Je vais commencer par la fin : la probabilité qu’on vous « découvre » sans sortir de votre atelier est quasi nulle, pour ne pas dire impossible. Combien de talents sont restés cachés et inconnus car ils attendaient qu’on vienne les chercher ?
Personne ne viendra frapper à votre porte spontanément et, c’est cruel, mais personne ne vous attend pour révolutionner l’art.
Regardez bien autour de vous : on connaît tous quelqu’un persuadé d’être un champion dans sa discipline – artistique ou non – et qui ne comprend pas pourquoi personne ne l’a compris. L’alchimie subtile entre ego et humilité – et non pas dénigrement du soi – est toujours difficile à trouver mais nécessaire pour avancer sereinement.
Reprenons au début :
Vais-je me rendre compte que mon travail n’est pas de qualité ?
C’est une possibilité et il faut l’accepter. Cette étape n’arrivera d’ailleurs pas vraiment pendant un vernissage mais plutôt en amont, quand vous chercherez un endroit où exposer. Nous avons tous essuyé des refus ou même l’absence de toute réponse – et qui « malheureusement » ne veulent pas systématiquement dire que votre travail n’est pas de qualité l’art étant, par principe, subjectif.
D’ailleurs, qu’est-ce que cela veut dire « de qualité » ?

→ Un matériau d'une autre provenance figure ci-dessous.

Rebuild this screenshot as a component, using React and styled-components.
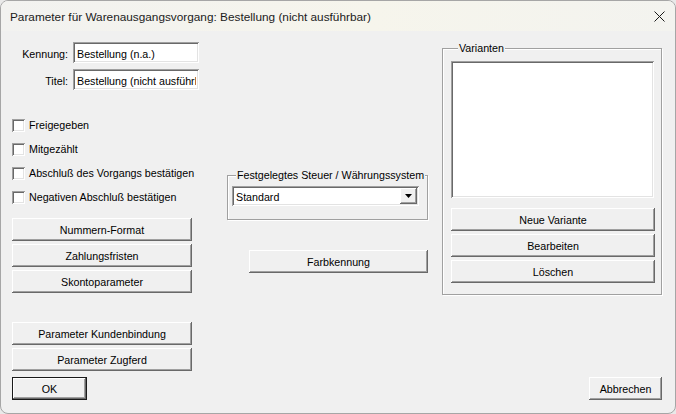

Que mettons-nous derrière ce mot ?
Qu’est-ce qui fait qu’une œuvre est de qualité quand une autre ne l’est pas ?
C’est certainement un subtil mélange entre technique, sensibilité et équilibre. La technique ne fait pas tout mais il me semble qu’elle reste indispensable et qu’il faut la travailler encore et toujours.
Y a-t-il un public pour mon art ? Et sera-t-il au rendez-vous ?
Vous ne le saurez qu’en étant visible et en vous exposant.
Un public, cela se construit par la rencontre entre vous, vos tableaux et lui. Certaines rencontres prennent du temps quand d’autres sont immédiates.
Les belles histoires, en revanche, se fabriquent et s’entretiennent. Et étant une éternelle optimiste, il y aura toujours un public pour votre art. Il faut juste mettre son chapeau, prendre son lasso et prendre le risque de partir à l’aventure, comme Indiana Jones. Qui sait, vous trouverez peut-être le Graal ?
Comment réagir face à la critique ? Et dois-je la prendre en compte ?
Il y a critique et critique. La malveillance doit toujours être ignorée bien que je suis consciente que sur 100 commentaires, s’il y a 99 positifs et 1 négatif, nous aurons toujours tendance à retenir le négatif.
Personnellement, j’ai que très peu d’intérêt pour la critique sur mon travail artistique car je garde toujours en tête que l’art est subjectif. Je suis plus intéressée par le ressenti du regardeur que par l’avis d’un expert de l’art.
Quand on observe les ravages que les critiques peuvent faire sur des professionnels – par exemple en cuisine – je crois qu’il faut s’en détacher et s’en protéger.
Un regard flatteur sur son travail est toujours bon à prendre mais il me semble qu’il ne faut jamais oublier que la subjectivité fluctue en fonction de l’état émotionnel et l’histoire de celui ou celle qui regarde.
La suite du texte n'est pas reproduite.